Depuis ces dernières semaines le Venezuela et la Colombie voient défiler leur cortège d'orages au rythme où ce serpent météorologique avance le long des côtes. Aujourd'hui, la "bête" est facétieuse, elle vient nous titiller. Nous sommes seuls dans l'étendue gris-anthracite. L'orage passe enfin, mais il nous laisse du vent de sud-ouest, bizarre... La mer et le courant viennent d'est, le vent vient du sud-ouest ce qui nous donne l'occasion de surfer sur les vagues au près serré. Une sensation délirante! L'arrière d'Eolis se soulève et fait de la luge sur des vagues molles.

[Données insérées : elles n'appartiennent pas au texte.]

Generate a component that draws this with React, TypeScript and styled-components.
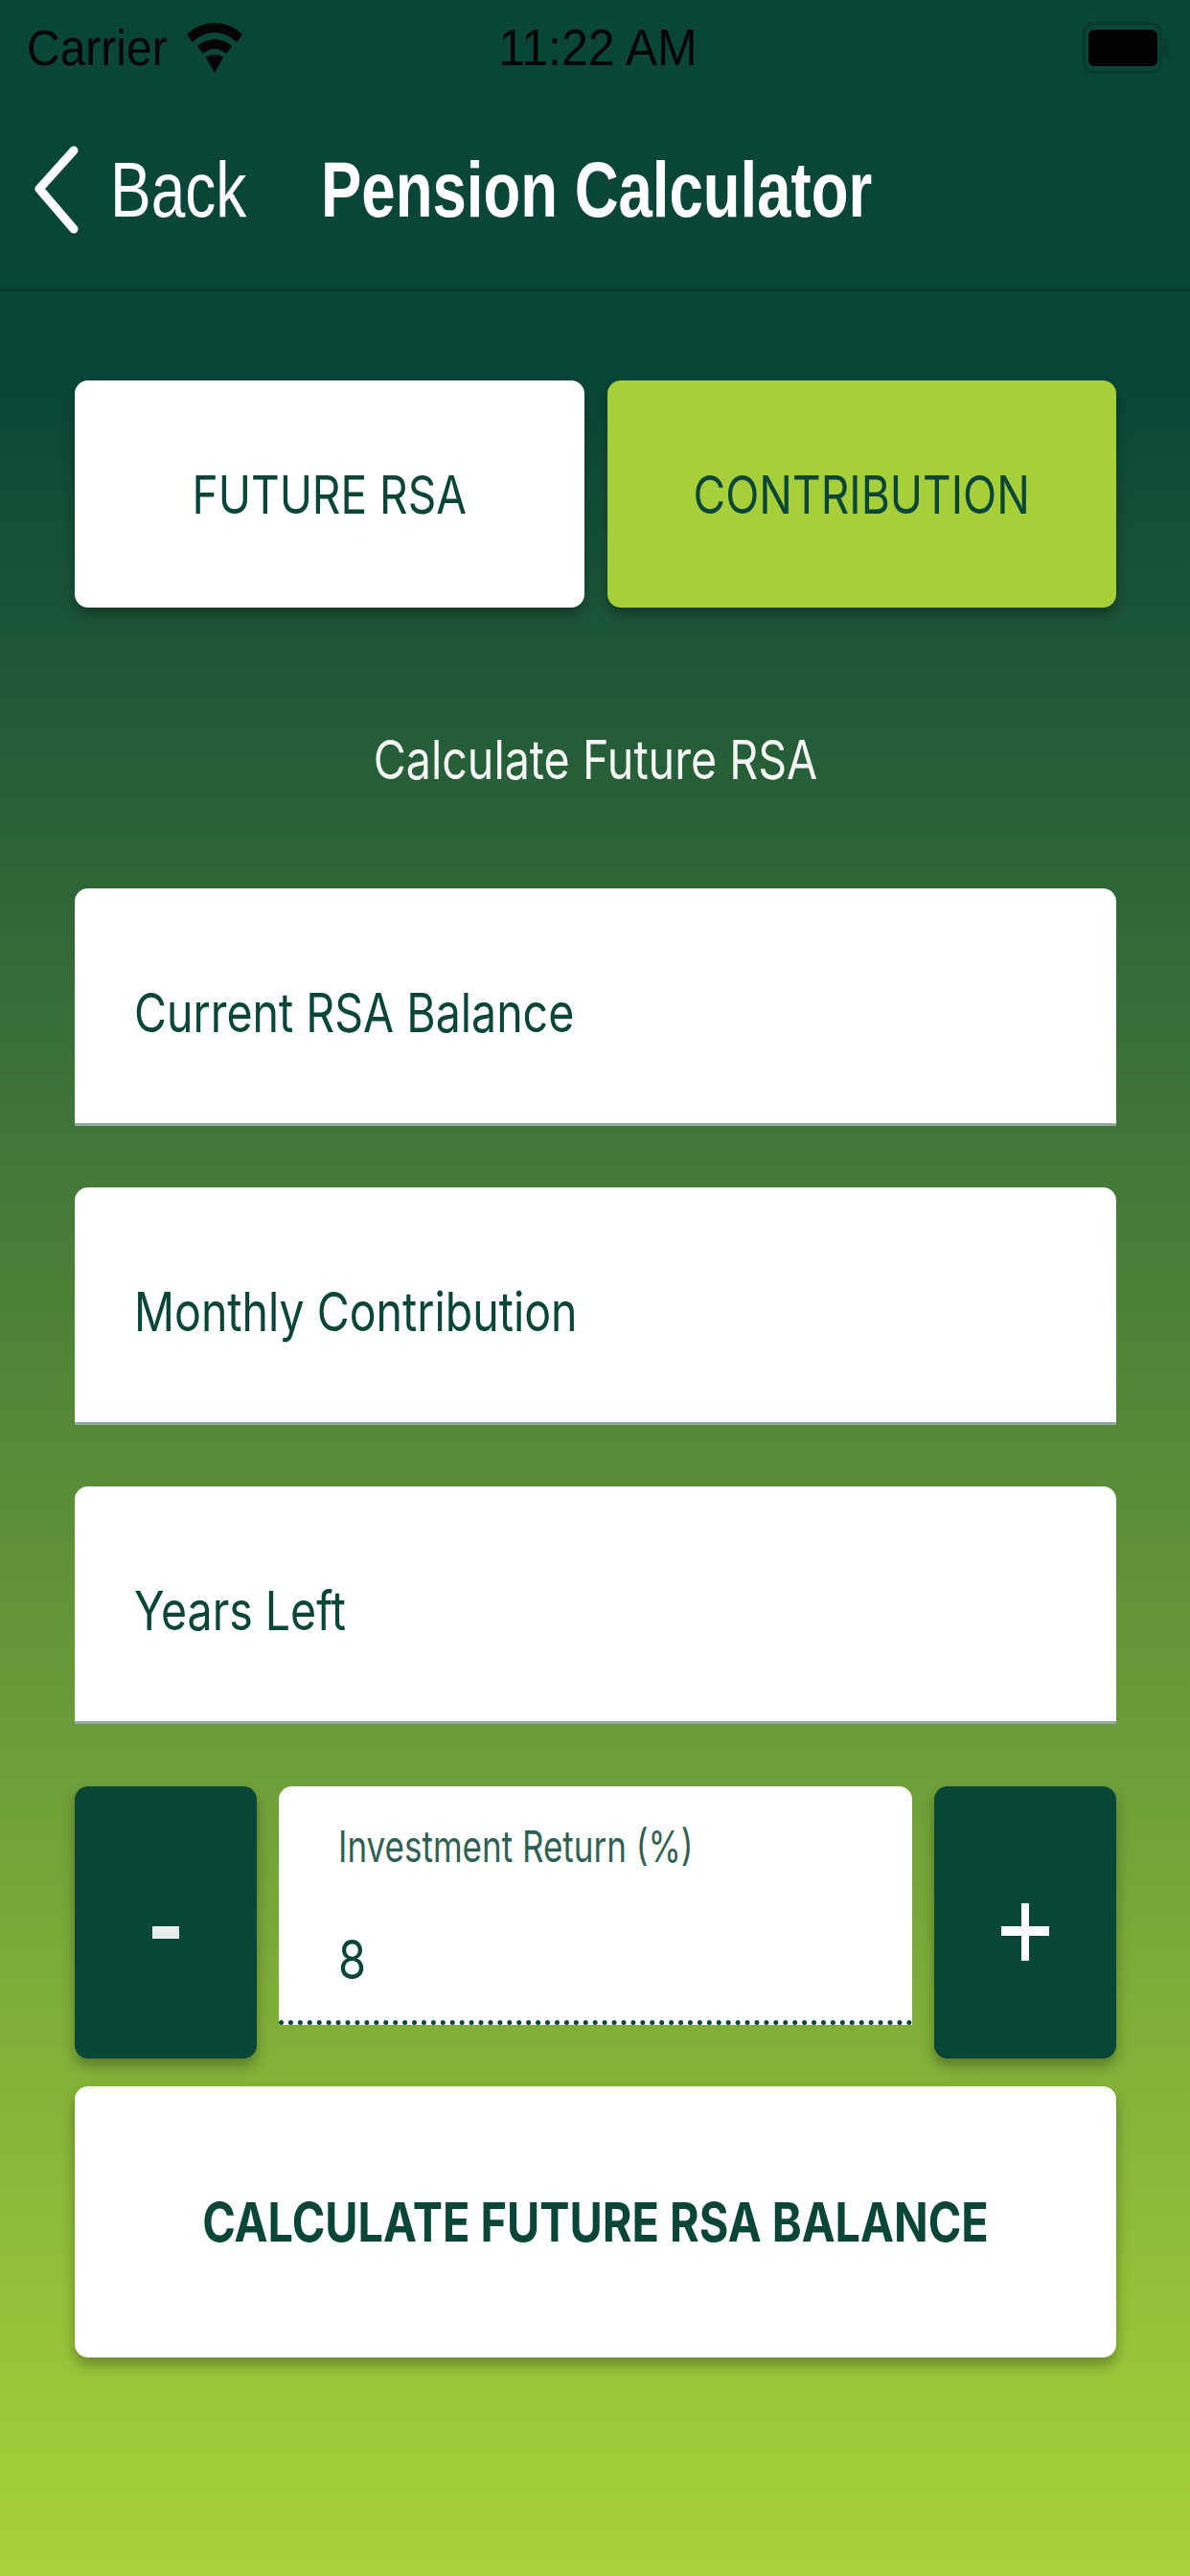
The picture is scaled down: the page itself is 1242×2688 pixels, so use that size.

Dans la large baie de Kralendijk, la "capitale" de Bonaire, deux cargos déversent leurs produits sur les quais. Plus loin, une cinquantaine de bouées, réservées aux bateaux de passage, sont alignées en deux rangs parallèles devant une berge. Lorsque nous arrivons, il ne reste que 3 bouées, toutes sont disposées à une trentaine de mètres d'une route relativement fréquentée par des camions et des voitures. Les bateaux sont garés en rang d'oignons devant la route comme des voitures. La nuit, une boîte à musique envahit l'espace sonore du mouillage, les sirènes des voitures se déclenchent sporadiquement, les voitures qui passent sur la route semblent rouler sur notre étrave...
Je ne discerne pas le charme de Bonaire. Le choc est trop grand et nous ne lui laissons pas la chance de nous séduire.